Although tribal casino revenues are in a nine-year decline, they are still hefty. In 2015 they paid $268 million to the state.

Fonfara wants to see if expanded competition could actually help the state. His bill would require casino operators to invest $500 million, more than then $200 million – $300 million the tribes would invest in East Winsdor. The tax rate would be 35 percent vs. 25 percent the tribes would pay and the rate envisioned by the second bill that would open up bidding to other parties. And the licensing fee would only be $50 million as opposed to the $250 million in the tribal bill. Fonfara’s bill would also require payments to local host communities.

Tribal representatives, including the two tribal chairmen also met with key legislators, such as House Speaker Joe Aresimowicz, at the capitol in Hartford last week to back up the letter with face to face assurances.

The bill the tribes back would allow them to build a $300 million casino in East Windsor, for which they would pay a similar percentage to the state, and another 25 percent tax. On table games, they would pay 10 percent to the state and 15 percent to tourist initiatives.

Mohegan Chairman Kevin Brown said he thinks chances are minuscule that the Bureau of Indian Affairs would nix a revised compact that adds the new revenue sharing arrangement. That has worried some lawmakers, and was alluded to in Jepsen’s letter.

“It’s our experience with the Bureau of Indian Affairs that the whole reason that that bureau exists is to oversee the forward movement of Native American tribes across the country and our ability to sustain our economic fortune,” said the chairman. “So, it’s slim to none are the chances that they would rule against what we’re trying to do.”

The purpose of the third casino is to blunt the effects of the $950 million MGM Springfield, which is rising 14 miles from the Connecticut-Massachusetts state line and, when it opens in 2018, is projected to have a devastating effect on the tribal casinos’ revenues.

Brown wasn’t the only one trying to assign odds for things happening. Aresimowicz said he believed the tribe-backed bill has a 50-50 chance of passing this year. The legislature session ends June 7.

He told the State newspaper that Jepsen’s opinion put the bill “in a more difficult spot.”

House Majority Leader Matt Ritter says he is worried about court challenges to the bill, which Jepsen also mentioned in his opinion. Noting that excluded parties, especially MGM Resorts International, continue to threaten more litigation, he said, “This doesn’t change the other concerns the attorney general has raised.”

House Minority Leader Themis Klarides wasn’t as pessimistic. “It certainly is positive if we can have guarantee of that funding one way or another,” she said. “Where all this will end up is still a question. But this piece of information, in my opinion, is very positive for the tribes.”

Governor Dannel P. Malloy, who has so far remained above the fray, said he thought the bill would have a better chance if it could “safely secure the state’s position,” and added that he didn’t intend to put the existing funding in danger.

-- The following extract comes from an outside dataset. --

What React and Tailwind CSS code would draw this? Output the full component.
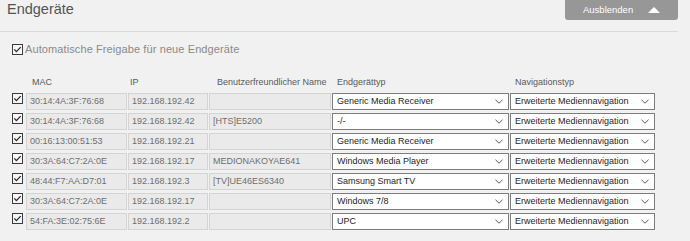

Malloy and lawmakers are very sensitive about money issues this year since the state is facing a large deficit. At the same time, the bill that is competing with the tribe-backed bill would open up competition to commercial casinos and would, MGM claims, make more for the state than it would lose.

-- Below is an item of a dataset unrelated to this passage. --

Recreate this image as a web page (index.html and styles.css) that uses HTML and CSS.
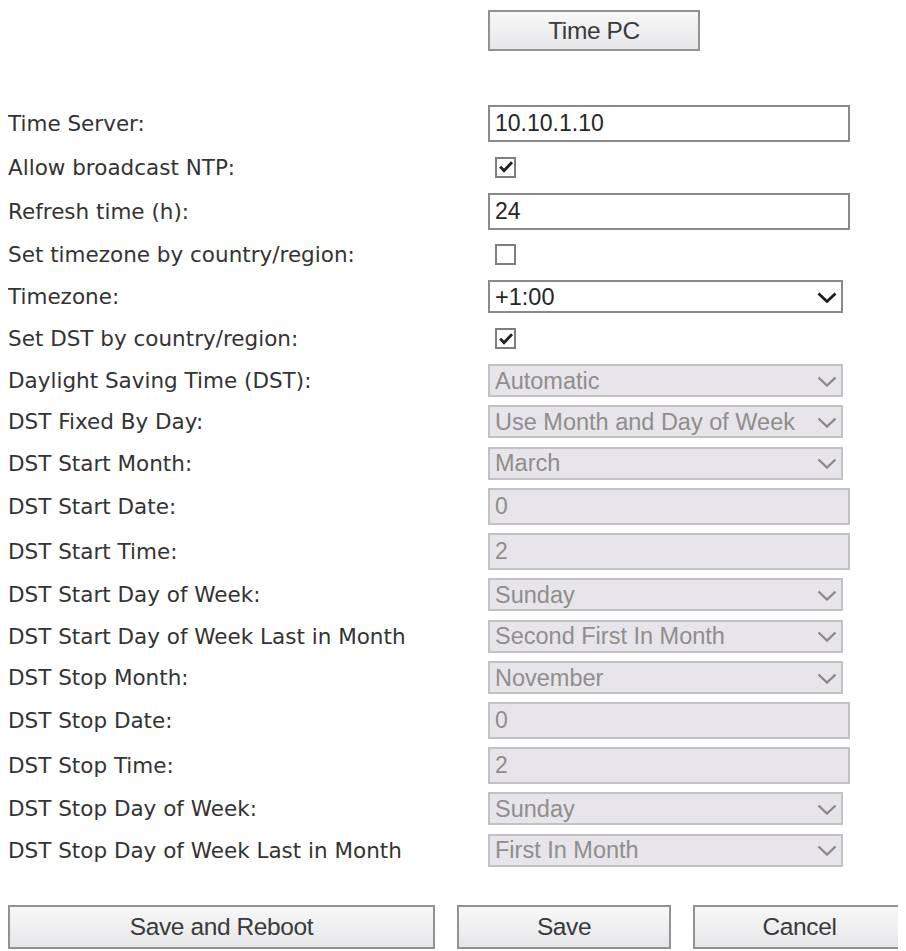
FILE: index.html
```html
<!DOCTYPE html>
<html lang="en">
<head>
<meta charset="utf-8">
<title>Time settings</title>
<link rel="stylesheet" href="styles.css">
</head>
<body>
<div class="page">
  <div class="top">
    <button type="button" class="btn btn-timepc">Time PC</button>
  </div>

  <form class="form">
    <div class="row row-input">
      <label class="lbl">Time Server:</label>
      <div class="ctl"><input class="txt" type="text" value="10.10.1.10"></div>
    </div>
    <div class="row row-check">
      <label class="lbl">Allow broadcast NTP:</label>
      <div class="ctl"><span class="cb" role="checkbox" aria-checked="true"><svg viewBox="0 0 16 16" width="16" height="16"><path d="M2.2 7.6 L6 11.8 L14 3.2" fill="none" stroke="#1e1e1e" stroke-width="2.8" stroke-linejoin="miter"/></svg></span></div>
    </div>
    <div class="row row-input">
      <label class="lbl">Refresh time (h):</label>
      <div class="ctl"><input class="txt" type="text" value="24"></div>
    </div>
    <div class="row row-check">
      <label class="lbl">Set timezone by country/region:</label>
      <div class="ctl"><span class="cb" role="checkbox" aria-checked="false"></span></div>
    </div>
    <div class="row row-select">
      <label class="lbl">Timezone:</label>
      <div class="ctl"><select class="sel"><option>+1:00</option></select><svg class="chev" viewBox="0 0 20 11" width="20" height="11"><path d="M1.5 1.5 L10 9.5 L18.5 1.5" fill="none" stroke="#1e1e1e" stroke-width="2.8"/></svg></div>
    </div>
    <div class="row row-check">
      <label class="lbl">Set DST by country/region:</label>
      <div class="ctl"><span class="cb" role="checkbox" aria-checked="true"><svg viewBox="0 0 16 16" width="16" height="16"><path d="M2.2 7.6 L6 11.8 L14 3.2" fill="none" stroke="#1e1e1e" stroke-width="2.8" stroke-linejoin="miter"/></svg></span></div>
    </div>
    <div class="row row-select">
      <label class="lbl">Daylight Saving Time (DST):</label>
      <div class="ctl"><select class="sel" disabled><option>Automatic</option></select><svg class="chev dis" viewBox="0 0 20 11" width="20" height="11"><path d="M1.5 1.5 L10 9.5 L18.5 1.5" fill="none" stroke-width="2.4"/></svg></div>
    </div>
    <div class="row row-select">
      <label class="lbl">DST Fixed By Day:</label>
      <div class="ctl"><select class="sel" disabled><option>Use Month and Day of Week</option></select><svg class="chev dis" viewBox="0 0 20 11" width="20" height="11"><path d="M1.5 1.5 L10 9.5 L18.5 1.5" fill="none" stroke-width="2.4"/></svg></div>
    </div>
    <div class="row row-select">
      <label class="lbl">DST Start Month:</label>
      <div class="ctl"><select class="sel" disabled><option>March</option></select><svg class="chev dis" viewBox="0 0 20 11" width="20" height="11"><path d="M1.5 1.5 L10 9.5 L18.5 1.5" fill="none" stroke-width="2.4"/></svg></div>
    </div>
    <div class="row row-input">
      <label class="lbl">DST Start Date:</label>
      <div class="ctl"><input class="txt" type="text" value="0" disabled></div>
    </div>
    <div class="row row-input">
      <label class="lbl">DST Start Time:</label>
      <div class="ctl"><input class="txt" type="text" value="2" disabled></div>
    </div>
    <div class="row row-select">
      <label class="lbl">DST Start Day of Week:</label>
      <div class="ctl"><select class="sel" disabled><option>Sunday</option></select><svg class="chev dis" viewBox="0 0 20 11" width="20" height="11"><path d="M1.5 1.5 L10 9.5 L18.5 1.5" fill="none" stroke-width="2.4"/></svg></div>
    </div>
    <div class="row row-select">
      <label class="lbl">DST Start Day of Week Last in Month</label>
      <div class="ctl"><select class="sel" disabled><option>Second First In Month</option></select><svg class="chev dis" viewBox="0 0 20 11" width="20" height="11"><path d="M1.5 1.5 L10 9.5 L18.5 1.5" fill="none" stroke-width="2.4"/></svg></div>
    </div>
    <div class="row row-select">
      <label class="lbl">DST Stop Month:</label>
      <div class="ctl"><select class="sel" disabled><option>November</option></select><svg class="chev dis" viewBox="0 0 20 11" width="20" height="11"><path d="M1.5 1.5 L10 9.5 L18.5 1.5" fill="none" stroke-width="2.4"/></svg></div>
    </div>
    <div class="row row-input">
      <label class="lbl">DST Stop Date:</label>
      <div class="ctl"><input class="txt" type="text" value="0" disabled></div>
    </div>
    <div class="row row-input">
      <label class="lbl">DST Stop Time:</label>
      <div class="ctl"><input class="txt" type="text" value="2" disabled></div>
    </div>
    <div class="row row-select">
      <label class="lbl">DST Stop Day of Week:</label>
      <div class="ctl"><select class="sel" disabled><option>Sunday</option></select><svg class="chev dis" viewBox="0 0 20 11" width="20" height="11"><path d="M1.5 1.5 L10 9.5 L18.5 1.5" fill="none" stroke-width="2.4"/></svg></div>
    </div>
    <div class="row row-select">
      <label class="lbl">DST Stop Day of Week Last in Month</label>
      <div class="ctl"><select class="sel" disabled><option>First In Month</option></select><svg class="chev dis" viewBox="0 0 20 11" width="20" height="11"><path d="M1.5 1.5 L10 9.5 L18.5 1.5" fill="none" stroke-width="2.4"/></svg></div>
    </div>
  </form>

  <div class="actions">
    <button type="button" class="btn btn-reboot">Save and Reboot</button>
    <button type="button" class="btn btn-save">Save</button>
    <button type="button" class="btn btn-cancel">Cancel</button>
  </div>
</div>
</body>
</html>
```

FILE: styles.css
```css
html, body {
  background: #ffffff;
}

body {
  margin: 8px;
  overflow: hidden;
}

.top {
  box-sizing: border-box;
  height: 93px;
  padding: 2px 0 0 480px;
}

.btn {
  box-sizing: border-box;
  margin: 0;
  padding: 0;
  font-family: "Liberation Sans", Arial, sans-serif;
  font-size: 24.5px;
  color: #3a3a3a;
  background: linear-gradient(#f8f8f8, #e7e6e9);
  border: 2px solid #929292;
  border-radius: 0;
  letter-spacing: -0.4px;
}

.btn-timepc {
  width: 212px;
  height: 41px;
}

.form {
  margin: 0;
}

.row {
  display: flex;
  align-items: center;
}

.row-input {
  height: 45px;
}

.row-check {
  height: 42.5px;
}

.row-select {
  height: 41.4px;
}

.lbl {
  flex: none;
  width: 480px;
  font-family: "DejaVu Sans", Verdana, sans-serif;
  font-size: 21.5px;
  color: #333333;
}

.ctl {
  flex: none;
  position: relative;
  width: 362px;
  display: flex;
  align-items: center;
}

.txt {
  box-sizing: border-box;
  width: 362px;
  height: 37px;
  margin: 0;
  padding: 0 0 0 5px;
  border: 2px solid #8a8a8a;
  border-radius: 0;
  background: #ffffff;
  font-family: "Liberation Sans", Arial, sans-serif;
  font-size: 23px;
  color: #262626;
  outline: none;
}

.txt:disabled {
  background: #e7e5e9;
  border-color: #c2c1c4;
  color: #8e8e8e;
  opacity: 1;
  -webkit-text-fill-color: #8e8e8e;
}

.sel {
  box-sizing: border-box;
  width: 355px;
  height: 33px;
  margin: 0;
  padding: 0 0 0 5px;
  appearance: none;
  -webkit-appearance: none;
  border: 2px solid #8a8a8a;
  border-radius: 0;
  background: #ffffff;
  font-family: "Liberation Sans", Arial, sans-serif;
  font-size: 23.5px;
  color: #262626;
  outline: none;
}

.sel:disabled {
  background: #e7e5e9;
  border-color: #c2c1c4;
  color: #8e8e8e;
  opacity: 1;
}

.chev {
  position: absolute;
  left: 329px;
  top: 50%;
  margin-top: -5px;
}

.chev.dis path {
  stroke: #8a8a8a;
}

.cb {
  box-sizing: border-box;
  width: 21px;
  height: 21px;
  margin-left: 7px;
  border: 2px solid #7e7e7e;
  background: #ffffff;
  display: flex;
  align-items: center;
  justify-content: center;
}

.cb svg {
  display: block;
}

.actions {
  display: flex;
  gap: 22px;
  margin-top: 34px;
  width: 906px;
}

.actions .btn {
  flex: none;
  height: 44px;
}

.btn-reboot {
  width: 427px;
}

.btn-save {
  width: 214px;
}

.btn-cancel {
  width: 213px;
}
```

MGM is pushing for a casino in the southwest part of the state, site of Bridgeport, the state’s largest city.

Both bills have been passed from the legislature’s public safety and security committee, which oversees gaming.

Nathan Associates, a financial consulting term whose principal is longtime tribal casino economics watcher Dr. Alan Meister says that the state’s casinos are making 36 percent less than they were at their peaks in 2006. He put the facts out there in Casino City’s 2017 Indian Gaming Industry Report.

In 2015 the state’s Indian casino revenues declined one percent over 2014. It declined 7.5 percent from 2013-2015. The nine-year decline began during the Great Recession, but competition from nearby states is blamed for the more recent dips.

At the same time, however, non-gaming revenue at the two casinos rose from $253 million in 2014 to $259.6 million, reflecting the casinos’ continuous efforts to diversify into amenities unrelated to gaming.

Despite these declines, the state still has the sixth largest tribal casino industry in the nation, says Meister, with a total of $1.6 billion in 2015. Beating it were California, Oklahoma, Florida, Washington and Arizona.

You’ve got this saturation of gaming in that region,” Meister told the Wall Street Journal. “They are fighting for their market share.”